Des réactions contrastées
La décision a suscité de vives réactions. Amnesty International, par la voix de son directeur régional Marceau Sivieude, a qualifié ces annonces d' »affront aux victimes et aux survivants des crimes les plus graves ». L’ONG appelle les États membres de la CPI à demander aux trois pays de reconsidérer leur décision.
À l’inverse, cette démarche s’inscrit dans la logique de rapprochement avec des partenaires alternatifs, notamment la Russie, dont le président Vladimir Poutine fait lui-même l’objet d’un mandat d’arrêt de la CPI depuis le conflit en Ukraine.
L’accélération d’une stratégie de rupture
Après avoir quitté la CEDEAO en janvier 2025 et resserré leurs liens au sein de l’AES, les trois pays sahéliens poursuivent leur stratégie de désengagement des institutions héritées de l’ordre post-guerre froide. Cette décision intervient alors que leurs armées font l’objet de critiques d’ONG internationales concernant de graves violations des droits humains dans leur lutte contre les groupes terroristes.
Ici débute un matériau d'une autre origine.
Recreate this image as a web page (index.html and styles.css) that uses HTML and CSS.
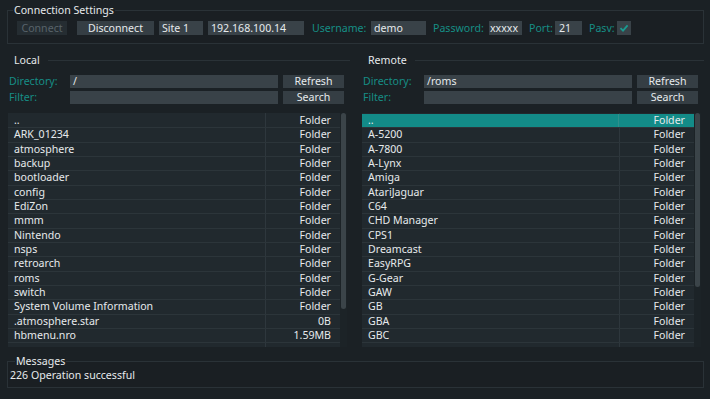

Le retrait de la CPI pose désormais la question de l’isolement diplomatique croissant de ces trois régimes militaires, mais aussi de leur capacité à développer des mécanismes de justice alternatifs adaptés aux défis sécuritaires du Sahel.
Cette décision historique redessine la carte de la justice pénale internationale en Afrique et soulève des interrogations sur l’avenir de la coopération judiciaire dans la région sahélienne.